__Data shown__
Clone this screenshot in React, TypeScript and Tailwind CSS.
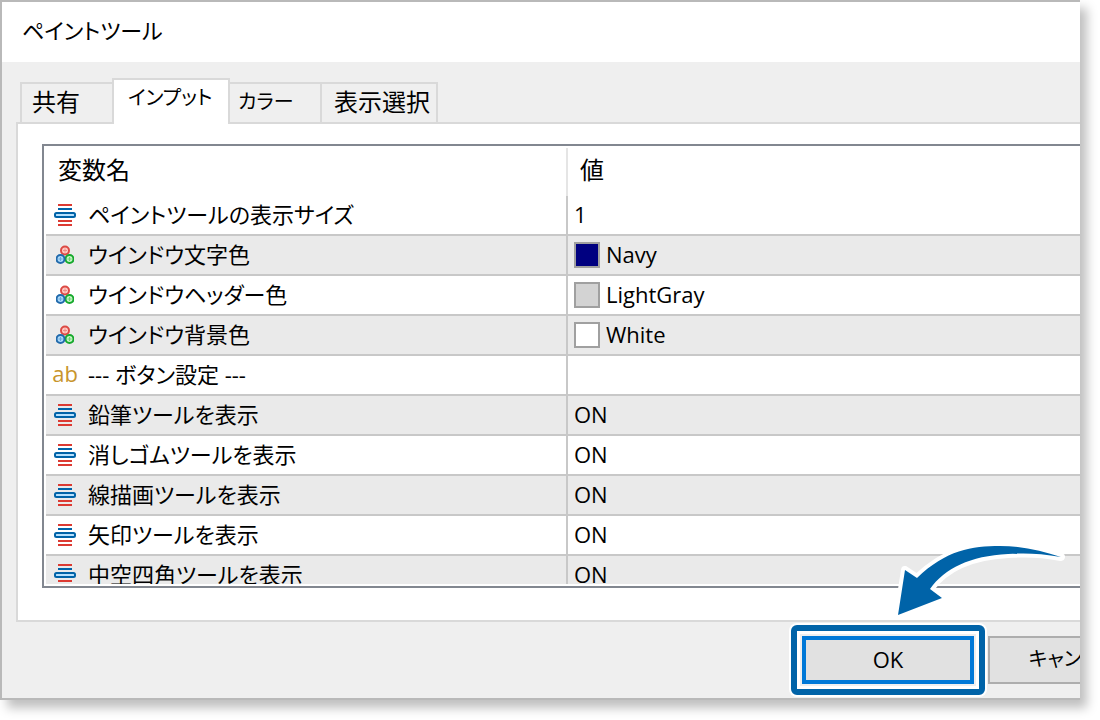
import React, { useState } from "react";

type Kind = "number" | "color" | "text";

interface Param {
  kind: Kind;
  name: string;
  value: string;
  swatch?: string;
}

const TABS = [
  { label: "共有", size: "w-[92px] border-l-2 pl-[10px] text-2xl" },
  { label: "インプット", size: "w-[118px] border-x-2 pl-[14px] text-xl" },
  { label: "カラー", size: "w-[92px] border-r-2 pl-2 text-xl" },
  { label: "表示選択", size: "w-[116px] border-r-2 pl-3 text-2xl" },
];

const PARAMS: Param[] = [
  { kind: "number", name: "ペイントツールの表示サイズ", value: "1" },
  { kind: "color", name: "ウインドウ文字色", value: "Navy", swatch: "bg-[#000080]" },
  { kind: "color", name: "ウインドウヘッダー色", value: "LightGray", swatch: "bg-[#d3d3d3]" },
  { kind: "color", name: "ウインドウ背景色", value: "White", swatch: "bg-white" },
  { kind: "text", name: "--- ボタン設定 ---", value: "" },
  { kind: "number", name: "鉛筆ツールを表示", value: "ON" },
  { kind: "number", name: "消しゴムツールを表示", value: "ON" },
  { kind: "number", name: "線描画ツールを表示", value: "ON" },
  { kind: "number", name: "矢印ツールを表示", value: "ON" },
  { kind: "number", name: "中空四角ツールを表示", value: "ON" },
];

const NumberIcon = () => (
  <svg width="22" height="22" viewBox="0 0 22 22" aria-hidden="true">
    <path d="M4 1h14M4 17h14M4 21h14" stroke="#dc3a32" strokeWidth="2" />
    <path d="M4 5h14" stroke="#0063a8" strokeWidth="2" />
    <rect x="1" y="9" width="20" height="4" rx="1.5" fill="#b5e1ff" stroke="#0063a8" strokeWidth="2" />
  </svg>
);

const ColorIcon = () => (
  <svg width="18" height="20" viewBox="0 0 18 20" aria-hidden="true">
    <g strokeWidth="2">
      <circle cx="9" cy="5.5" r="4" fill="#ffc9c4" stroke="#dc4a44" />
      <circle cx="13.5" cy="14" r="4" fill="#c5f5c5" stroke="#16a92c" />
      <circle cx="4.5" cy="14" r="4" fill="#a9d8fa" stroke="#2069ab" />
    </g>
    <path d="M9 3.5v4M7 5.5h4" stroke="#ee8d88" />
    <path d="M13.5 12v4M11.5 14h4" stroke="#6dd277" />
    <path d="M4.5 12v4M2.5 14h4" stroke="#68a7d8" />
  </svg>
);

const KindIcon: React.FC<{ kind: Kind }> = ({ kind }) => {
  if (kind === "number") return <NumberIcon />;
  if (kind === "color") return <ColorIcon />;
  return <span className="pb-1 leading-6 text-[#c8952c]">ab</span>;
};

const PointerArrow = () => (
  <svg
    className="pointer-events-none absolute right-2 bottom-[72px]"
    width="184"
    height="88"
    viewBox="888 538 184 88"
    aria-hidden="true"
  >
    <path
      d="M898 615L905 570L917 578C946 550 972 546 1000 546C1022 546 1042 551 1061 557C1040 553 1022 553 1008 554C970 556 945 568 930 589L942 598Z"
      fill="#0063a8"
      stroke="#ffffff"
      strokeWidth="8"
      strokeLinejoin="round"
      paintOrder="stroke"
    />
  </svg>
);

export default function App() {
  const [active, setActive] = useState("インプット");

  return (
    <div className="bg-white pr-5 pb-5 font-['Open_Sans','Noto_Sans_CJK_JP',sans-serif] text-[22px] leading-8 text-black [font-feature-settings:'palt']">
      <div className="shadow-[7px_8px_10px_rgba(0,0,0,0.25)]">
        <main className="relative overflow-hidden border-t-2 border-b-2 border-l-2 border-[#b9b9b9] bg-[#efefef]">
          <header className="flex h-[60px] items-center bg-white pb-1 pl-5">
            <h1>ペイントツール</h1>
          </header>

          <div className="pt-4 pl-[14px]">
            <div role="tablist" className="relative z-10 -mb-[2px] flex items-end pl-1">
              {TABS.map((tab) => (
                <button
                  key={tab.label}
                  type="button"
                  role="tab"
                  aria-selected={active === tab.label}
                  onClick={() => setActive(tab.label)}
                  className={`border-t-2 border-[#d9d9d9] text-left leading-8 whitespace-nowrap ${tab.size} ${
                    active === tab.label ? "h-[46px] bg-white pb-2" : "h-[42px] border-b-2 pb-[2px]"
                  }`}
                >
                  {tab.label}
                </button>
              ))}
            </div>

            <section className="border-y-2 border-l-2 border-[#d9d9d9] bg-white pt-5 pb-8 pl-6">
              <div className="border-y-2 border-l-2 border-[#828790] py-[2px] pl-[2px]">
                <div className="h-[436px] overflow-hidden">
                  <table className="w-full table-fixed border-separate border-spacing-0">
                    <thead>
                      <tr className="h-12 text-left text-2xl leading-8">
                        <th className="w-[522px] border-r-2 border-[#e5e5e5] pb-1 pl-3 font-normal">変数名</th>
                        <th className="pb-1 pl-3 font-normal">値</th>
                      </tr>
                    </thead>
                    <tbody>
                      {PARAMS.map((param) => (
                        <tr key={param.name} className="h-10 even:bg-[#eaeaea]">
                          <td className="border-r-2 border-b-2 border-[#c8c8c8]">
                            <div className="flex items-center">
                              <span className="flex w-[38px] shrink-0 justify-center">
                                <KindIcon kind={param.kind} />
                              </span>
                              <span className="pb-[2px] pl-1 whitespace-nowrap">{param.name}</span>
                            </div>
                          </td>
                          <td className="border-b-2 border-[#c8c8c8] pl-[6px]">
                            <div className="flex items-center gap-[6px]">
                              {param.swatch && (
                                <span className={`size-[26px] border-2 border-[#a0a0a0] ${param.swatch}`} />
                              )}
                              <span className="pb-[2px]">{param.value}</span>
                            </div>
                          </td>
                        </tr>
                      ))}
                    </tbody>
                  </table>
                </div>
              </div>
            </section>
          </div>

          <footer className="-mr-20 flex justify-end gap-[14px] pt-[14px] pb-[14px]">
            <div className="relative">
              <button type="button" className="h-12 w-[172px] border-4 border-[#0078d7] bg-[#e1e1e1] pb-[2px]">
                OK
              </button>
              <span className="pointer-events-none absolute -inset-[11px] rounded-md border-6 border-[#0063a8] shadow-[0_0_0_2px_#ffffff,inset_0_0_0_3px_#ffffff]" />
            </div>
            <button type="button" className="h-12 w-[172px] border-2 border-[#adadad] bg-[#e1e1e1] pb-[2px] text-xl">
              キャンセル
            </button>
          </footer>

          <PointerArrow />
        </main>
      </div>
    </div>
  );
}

__Task requirements__
Each line of the material must be retyped exactly, except that images are omitted.

__Solution to this exercise__
Clone this screenshot in React, TypeScript and Tailwind CSS.
import React, { useState } from "react";

type Kind = "number" | "color" | "text";

interface Param {
  kind: Kind;
  name: string;
  value: string;
  swatch?: string;
}

const TABS = [
  { label: "共有", size: "w-[92px] border-l-2 pl-[10px] text-2xl" },
  { label: "インプット", size: "w-[118px] border-x-2 pl-[14px] text-xl" },
  { label: "カラー", size: "w-[92px] border-r-2 pl-2 text-xl" },
  { label: "表示選択", size: "w-[116px] border-r-2 pl-3 text-2xl" },
];

const PARAMS: Param[] = [
  { kind: "number", name: "ペイントツールの表示サイズ", value: "1" },
  { kind: "color", name: "ウインドウ文字色", value: "Navy", swatch: "bg-[#000080]" },
  { kind: "color", name: "ウインドウヘッダー色", value: "LightGray", swatch: "bg-[#d3d3d3]" },
  { kind: "color", name: "ウインドウ背景色", value: "White", swatch: "bg-white" },
  { kind: "text", name: "--- ボタン設定 ---", value: "" },
  { kind: "number", name: "鉛筆ツールを表示", value: "ON" },
  { kind: "number", name: "消しゴムツールを表示", value: "ON" },
  { kind: "number", name: "線描画ツールを表示", value: "ON" },
  { kind: "number", name: "矢印ツールを表示", value: "ON" },
  { kind: "number", name: "中空四角ツールを表示", value: "ON" },
];

const NumberIcon = () => (
  <svg width="22" height="22" viewBox="0 0 22 22" aria-hidden="true">
    <path d="M4 1h14M4 17h14M4 21h14" stroke="#dc3a32" strokeWidth="2" />
    <path d="M4 5h14" stroke="#0063a8" strokeWidth="2" />
    <rect x="1" y="9" width="20" height="4" rx="1.5" fill="#b5e1ff" stroke="#0063a8" strokeWidth="2" />
  </svg>
);

const ColorIcon = () => (
  <svg width="18" height="20" viewBox="0 0 18 20" aria-hidden="true">
    <g strokeWidth="2">
      <circle cx="9" cy="5.5" r="4" fill="#ffc9c4" stroke="#dc4a44" />
      <circle cx="13.5" cy="14" r="4" fill="#c5f5c5" stroke="#16a92c" />
      <circle cx="4.5" cy="14" r="4" fill="#a9d8fa" stroke="#2069ab" />
    </g>
    <path d="M9 3.5v4M7 5.5h4" stroke="#ee8d88" />
    <path d="M13.5 12v4M11.5 14h4" stroke="#6dd277" />
    <path d="M4.5 12v4M2.5 14h4" stroke="#68a7d8" />
  </svg>
);

const KindIcon: React.FC<{ kind: Kind }> = ({ kind }) => {
  if (kind === "number") return <NumberIcon />;
  if (kind === "color") return <ColorIcon />;
  return <span className="pb-1 leading-6 text-[#c8952c]">ab</span>;
};

const PointerArrow = () => (
  <svg
    className="pointer-events-none absolute right-2 bottom-[72px]"
    width="184"
    height="88"
    viewBox="888 538 184 88"
    aria-hidden="true"
  >
    <path
      d="M898 615L905 570L917 578C946 550 972 546 1000 546C1022 546 1042 551 1061 557C1040 553 1022 553 1008 554C970 556 945 568 930 589L942 598Z"
      fill="#0063a8"
      stroke="#ffffff"
      strokeWidth="8"
      strokeLinejoin="round"
      paintOrder="stroke"
    />
  </svg>
);

export default function App() {
  const [active, setActive] = useState("インプット");

  return (
    <div className="bg-white pr-5 pb-5 font-['Open_Sans','Noto_Sans_CJK_JP',sans-serif] text-[22px] leading-8 text-black [font-feature-settings:'palt']">
      <div className="shadow-[7px_8px_10px_rgba(0,0,0,0.25)]">
        <main className="relative overflow-hidden border-t-2 border-b-2 border-l-2 border-[#b9b9b9] bg-[#efefef]">
          <header className="flex h-[60px] items-center bg-white pb-1 pl-5">
            <h1>ペイントツール</h1>
          </header>

          <div className="pt-4 pl-[14px]">
            <div role="tablist" className="relative z-10 -mb-[2px] flex items-end pl-1">
              {TABS.map((tab) => (
                <button
                  key={tab.label}
                  type="button"
                  role="tab"
                  aria-selected={active === tab.label}
                  onClick={() => setActive(tab.label)}
                  className={`border-t-2 border-[#d9d9d9] text-left leading-8 whitespace-nowrap ${tab.size} ${
                    active === tab.label ? "h-[46px] bg-white pb-2" : "h-[42px] border-b-2 pb-[2px]"
                  }`}
                >
                  {tab.label}
                </button>
              ))}
            </div>

            <section className="border-y-2 border-l-2 border-[#d9d9d9] bg-white pt-5 pb-8 pl-6">
              <div className="border-y-2 border-l-2 border-[#828790] py-[2px] pl-[2px]">
                <div className="h-[436px] overflow-hidden">
                  <table className="w-full table-fixed border-separate border-spacing-0">
                    <thead>
                      <tr className="h-12 text-left text-2xl leading-8">
                        <th className="w-[522px] border-r-2 border-[#e5e5e5] pb-1 pl-3 font-normal">変数名</th>
                        <th className="pb-1 pl-3 font-normal">値</th>
                      </tr>
                    </thead>
                    <tbody>
                      {PARAMS.map((param) => (
                        <tr key={param.name} className="h-10 even:bg-[#eaeaea]">
                          <td className="border-r-2 border-b-2 border-[#c8c8c8]">
                            <div className="flex items-center">
                              <span className="flex w-[38px] shrink-0 justify-center">
                                <KindIcon kind={param.kind} />
                              </span>
                              <span className="pb-[2px] pl-1 whitespace-nowrap">{param.name}</span>
                            </div>
                          </td>
                          <td className="border-b-2 border-[#c8c8c8] pl-[6px]">
                            <div className="flex items-center gap-[6px]">
                              {param.swatch && (
                                <span className={`size-[26px] border-2 border-[#a0a0a0] ${param.swatch}`} />
                              )}
                              <span className="pb-[2px]">{param.value}</span>
                            </div>
                          </td>
                        </tr>
                      ))}
                    </tbody>
                  </table>
                </div>
              </div>
            </section>
          </div>

          <footer className="-mr-20 flex justify-end gap-[14px] pt-[14px] pb-[14px]">
            <div className="relative">
              <button type="button" className="h-12 w-[172px] border-4 border-[#0078d7] bg-[#e1e1e1] pb-[2px]">
                OK
              </button>
              <span className="pointer-events-none absolute -inset-[11px] rounded-md border-6 border-[#0063a8] shadow-[0_0_0_2px_#ffffff,inset_0_0_0_3px_#ffffff]" />
            </div>
            <button type="button" className="h-12 w-[172px] border-2 border-[#adadad] bg-[#e1e1e1] pb-[2px] text-xl">
              キャンセル
            </button>
          </footer>

          <PointerArrow />
        </main>
      </div>
    </div>
  );
}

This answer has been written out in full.